People who buy cars and wedding photos are typically not knowledgeable buyers. There are always exceptions, but generally one doesn't buy cars or get married often enough to develop any real expertise in knowing a good photographer from a load of coal. All the marketing in the world won't make a bad photographer into a good one, but when two photographers have approximately equal skills and one is marketed better than the other, the one with the marketing package wins enough times to make it worth the investment.

 

If it was only about skill, any major league ball player could get any old agent at all - since the team is just buying their ability, not their sales presentation. But that's not the case, is it? The best agents are the ones that sell their clients better and negotiate better deals - the skills have to be there, but the sales and marketing clearly matter.

 

If it was only about cleaning dishes, any old dish detergent would do. So why would companies spend millions upon millions to differentiate their soap from another brand of nearly-identical soap? Marketing matters.

 

Old days, modern days, it is all the same days. Anybody who tells you they aren't selling anything is selling something, but it isn't very fragrant.

 

As to 'day rates,' making $1500 gross in a single day sounds pretty good.
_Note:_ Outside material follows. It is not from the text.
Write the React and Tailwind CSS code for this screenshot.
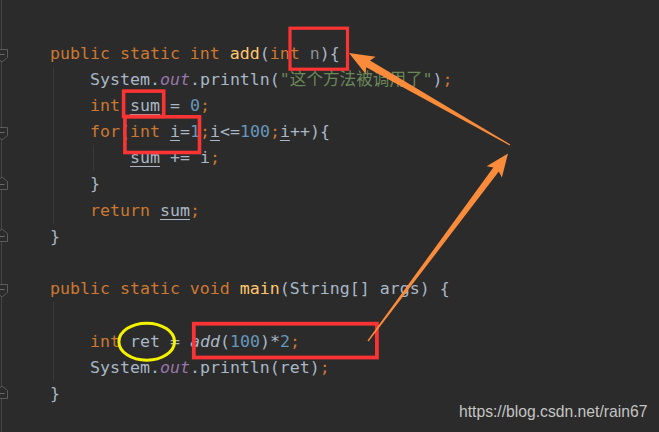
import React from 'react';

const K = 'text-[#cc7832]';
const D = 'text-[#a9b7c6]';
const N = 'text-[#6897bb]';
const S = 'text-[#6a8759]';
const F = 'text-[#ffc66d]';
const U = 'text-[#a9b7c6] underline underline-offset-[3px] decoration-1';
const O = 'text-[#9876aa] italic';

// each line: [indent level, tokens, fold marker]
const lines = [
  { fold: 'down', tokens: [['public static int ', K], ['add', F], ['(', D], ['int ', K], ['n', 'text-[#8a8f96]'], ['){', D]] },
  { body: 1, tokens: [['System.', D], ['out', O], ['.println(', D], ['"这个方法被调用了"', S], [')', D], [';', K]] },
  { body: 1, tokens: [['int ', K], ['sum', U], [' = ', D], ['0', N], [';', K]] },
  { body: 1, fold: 'down', tokens: [['for', K], ['(', D], ['int ', K], ['i', U], ['=', D], ['1', N], [';', K], ['i', U], ['<=', D], ['100', N], [';', K], ['i', U], ['++){', D]] },
  { body: 2, tokens: [['sum', U], [' += i', D], [';', K]] },
  { body: 1, fold: 'up', tokens: [['}', D]] },
  { body: 1, tokens: [['return ', K], ['sum', U], [';', K]] },
  { fold: 'up', tokens: [['}', D]] },
  { tokens: [] },
  { fold: 'down', tokens: [['public static void ', K], ['main', F], ['(String[] args) {', D]] },
  { body: 1, tokens: [] },
  { body: 1, tokens: [['int ', K], ['ret', D], [' = ', D], ['add', 'text-[#a9b7c6] italic'], ['(', D], ['100', N], [')*', D], ['2', N], [';', K]] },
  { body: 1, tokens: [['System.', D], ['out', O], ['.println(ret)', D], [';', K]] },
  { fold: 'up', tokens: [['}', D]] },
];

function FoldMarker({ dir }) {
  return (
    <svg width="12" height="26" viewBox="0 0 12 26" className="-ml-[6px] shrink-0">
      {dir === 'down' ? (
        <>
          <path d="M0.5 8.5 H11.5 V16.5 L6 21 L0.5 16.5 Z" fill="#2b2b2b" stroke="#5b5b5b" />
          <path d="M3.5 13.5 H8.5" stroke="#6a6a6a" />
        </>
      ) : (
        <>
          <path d="M0.5 17.5 H11.5 V9.5 L6 5 L0.5 9.5 Z" fill="#2b2b2b" stroke="#5b5b5b" />
          <path d="M3.5 12.5 H8.5" stroke="#6a6a6a" />
        </>
      )}
    </svg>
  );
}

function Tokens({ tokens }) {
  return tokens.map(([t, c], i) => (
    <span key={i} className={c}>{t}</span>
  ));
}

function CodeLine({ line }) {
  const inner = <Tokens tokens={line.tokens} />;
  if (line.body === 2) {
    return (
      <div className="h-[26.2px] flex">
        <div className="ml-[3px] border-l border-[#3a3a3a] pl-[36px] flex">
          <div className="ml-[3px] border-l border-[#3a3a3a] pl-[36px] whitespace-pre">{inner}</div>
        </div>
      </div>
    );
  }
  if (line.body === 1) {
    return (
      <div className="h-[26.2px] flex">
        <div className="ml-[3px] border-l border-[#3a3a3a] pl-[36px] whitespace-pre">{inner}</div>
      </div>
    );
  }
  return <div className="h-[26.2px] whitespace-pre">{inner}</div>;
}

function Arrow({ tail, tip, head = 22, barb = 10, w0 = 0.6, w1 = 3.8 }) {
  const dx = tip[0] - tail[0];
  const dy = tip[1] - tail[1];
  const len = Math.hypot(dx, dy);
  const ux = dx / len, uy = dy / len;
  const nx = -uy, ny = ux;
  const bx = tip[0] - ux * head, by = tip[1] - uy * head;
  const bbx = tip[0] - ux * (head + 3), bby = tip[1] - uy * (head + 3);
  const p = (x, y) => `${x.toFixed(1)},${y.toFixed(1)}`;
  const pts = [
    p(tail[0] + nx * w0, tail[1] + ny * w0),
    p(bx + nx * w1, by + ny * w1),
    p(bbx + nx * barb, bby + ny * barb),
    p(tip[0], tip[1]),
    p(bbx - nx * barb, bby - ny * barb),
    p(bx - nx * w1, by - ny * w1),
    p(tail[0] - nx * w0, tail[1] - ny * w0),
  ].join(' ');
  return <polygon points={pts} fill="#f98b3a" />;
}

export default function App() {
  return (
    <div className="relative w-[659px] h-[432px] overflow-hidden bg-[#2b2b2b]">
      <div className="flex h-full">
        <div className="ml-[1px] w-[49px] border-l border-[#464646] pt-[40.5px] flex flex-col">
          {lines.map((l, i) => (
            <div key={i} className="h-[26.2px] flex items-center">
              {l.fold && <FoldMarker dir={l.fold} />}
            </div>
          ))}
        </div>
        <div className="flex-1 pt-[40.5px] flex flex-col text-[16.6px] leading-[26.2px] font-['DejaVu_Sans_Mono','Noto_Sans_CJK_SC',monospace]">
          {lines.map((l, i) => (
            <CodeLine key={i} line={l} />
          ))}
        </div>
      </div>

      <svg className="absolute inset-0 pointer-events-none" width="659" height="432" viewBox="0 0 659 432">
        <g fill="none" stroke="#fa3434">
          <rect x="290" y="28.2" width="57.5" height="41" strokeWidth="3.2" />
          <rect x="123.6" y="91.1" width="40.1" height="25.3" strokeWidth="3.6" />
          <rect x="124.9" y="116.8" width="74.6" height="35.7" strokeWidth="3.6" />
          <rect x="193.8" y="323.7" width="183.1" height="33.8" strokeWidth="3.8" />
        </g>
        <ellipse cx="146.7" cy="341.7" rx="27.8" ry="18.5" fill="none" stroke="#f5f200" strokeWidth="3" />
        <Arrow tail={[510, 145]} tip={[349, 53]} />
        <Arrow tail={[368, 341]} tip={[508, 153.5]} head={20} barb={9.5} w1={3.4} />
      </svg>

      <div className="absolute left-[459px] top-[400px] text-[15.7px] text-[#c4c4c4] font-['Liberation_Sans',Arial,sans-serif] whitespace-nowrap">
        https://blog.csdn.net/rain67
      </div>
    </div>
  );
}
Until one realizes that since most folks only get married on Saturdays, and you can only shoot (on average) one wedding per Saturday, that's only 52 times a year you can earn money if you only shoot weddings. Now take out your taxes, expenses, and pay yourself what's left - about 25K USD per year. People *do* get rich as wedding photographers - and people win lotteries, too. Treat your business like a business and you increase your chances of winning that lottery.

 

Skills are great - but all that stuff about hard work and ability winning the day? Nope. Didn't happen then, doesn't happen now. Hard work matters. Skill matters. The people who win are generally the ones who have the best sales and marketing skills, presuming they can also handle a camera.